▸ The problem
Write the data out again exactly, dropping any images it holds.

------------------------

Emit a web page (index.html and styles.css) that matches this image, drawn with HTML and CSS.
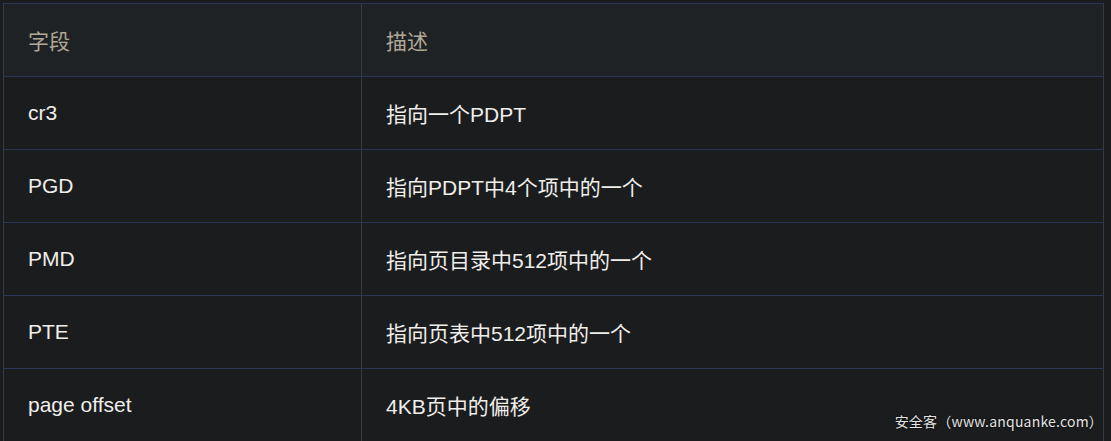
FILE: index.html
```html
<!DOCTYPE html>
<html lang="zh">
<head>
<meta charset="utf-8">
<link rel="stylesheet" href="styles.css">
</head>
<body>
<div class="wrap">
<table class="tbl">
  <thead>
    <tr><th class="c1">字段</th><th>描述</th></tr>
  </thead>
  <tbody>
    <tr><td class="c1">cr3</td><td>指向一个PDPT</td></tr>
    <tr><td class="c1">PGD</td><td>指向PDPT中4个项中的一个</td></tr>
    <tr><td class="c1">PMD</td><td>指向页目录中512项中的一个</td></tr>
    <tr><td class="c1">PTE</td><td>指向页表中512项中的一个</td></tr>
    <tr><td class="c1">page offset</td><td>4KB页中的偏移</td></tr>
  </tbody>
</table>
<div class="mark">安全客（www.anquanke.com）</div>
</div>
</body>
</html>
```
FILE: styles.css
```css
html, body {
  margin: 0;
  padding: 0;
  background: #1b1c1e;
  overflow: hidden;
}
.wrap {
  position: relative;
  width: 1111px;
  height: 441px;
  padding: 3px 0 0 3px;
  box-sizing: border-box;
}
.tbl {
  border-collapse: collapse;
  width: 1101px;
  font-family: "Liberation Sans", "Noto Sans CJK SC", sans-serif;
  font-size: 21px;
  table-layout: fixed;
}
.tbl th, .tbl td {
  padding: 0 0 0 24px;
  text-align: left;
  vertical-align: middle;
  border-left: 1px solid #343a44;
  border-right: 1px solid #343a44;
  border-top: 1px solid #2b3656;
  border-bottom: 1px solid #2b3656;
  box-sizing: border-box;
}
.tbl th {
  font-weight: normal;
  color: #b0a896;
  background: #1f2224;
  height: 73px;
}
.tbl td {
  color: #efeeeb;
  background: #1b1c1e;
  height: 73px;
}
.c1 {
  width: 358px;
}
.mark {
  position: absolute;
  right: 8px;
  bottom: 10px;
  font-family: "Noto Sans CJK SC", "Liberation Sans", sans-serif;
  font-size: 14px;
  letter-spacing: 0.2px;
  color: #e4e4e4;
  text-shadow: 0 0 2px #000;
}
```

------------------------

▸ Response to the task
Emit a web page (index.html and styles.css) that matches this image, drawn with HTML and CSS.
FILE: index.html
```html
<!DOCTYPE html>
<html lang="zh">
<head>
<meta charset="utf-8">
<link rel="stylesheet" href="styles.css">
</head>
<body>
<div class="wrap">
<table class="tbl">
  <thead>
    <tr><th class="c1">字段</th><th>描述</th></tr>
  </thead>
  <tbody>
    <tr><td class="c1">cr3</td><td>指向一个PDPT</td></tr>
    <tr><td class="c1">PGD</td><td>指向PDPT中4个项中的一个</td></tr>
    <tr><td class="c1">PMD</td><td>指向页目录中512项中的一个</td></tr>
    <tr><td class="c1">PTE</td><td>指向页表中512项中的一个</td></tr>
    <tr><td class="c1">page offset</td><td>4KB页中的偏移</td></tr>
  </tbody>
</table>
<div class="mark">安全客（www.anquanke.com）</div>
</div>
</body>
</html>
```
FILE: styles.css
```css
html, body {
  margin: 0;
  padding: 0;
  background: #1b1c1e;
  overflow: hidden;
}
.wrap {
  position: relative;
  width: 1111px;
  height: 441px;
  padding: 3px 0 0 3px;
  box-sizing: border-box;
}
.tbl {
  border-collapse: collapse;
  width: 1101px;
  font-family: "Liberation Sans", "Noto Sans CJK SC", sans-serif;
  font-size: 21px;
  table-layout: fixed;
}
.tbl th, .tbl td {
  padding: 0 0 0 24px;
  text-align: left;
  vertical-align: middle;
  border-left: 1px solid #343a44;
  border-right: 1px solid #343a44;
  border-top: 1px solid #2b3656;
  border-bottom: 1px solid #2b3656;
  box-sizing: border-box;
}
.tbl th {
  font-weight: normal;
  color: #b0a896;
  background: #1f2224;
  height: 73px;
}
.tbl td {
  color: #efeeeb;
  background: #1b1c1e;
  height: 73px;
}
.c1 {
  width: 358px;
}
.mark {
  position: absolute;
  right: 8px;
  bottom: 10px;
  font-family: "Noto Sans CJK SC", "Liberation Sans", sans-serif;
  font-size: 14px;
  letter-spacing: 0.2px;
  color: #e4e4e4;
  text-shadow: 0 0 2px #000;
}
```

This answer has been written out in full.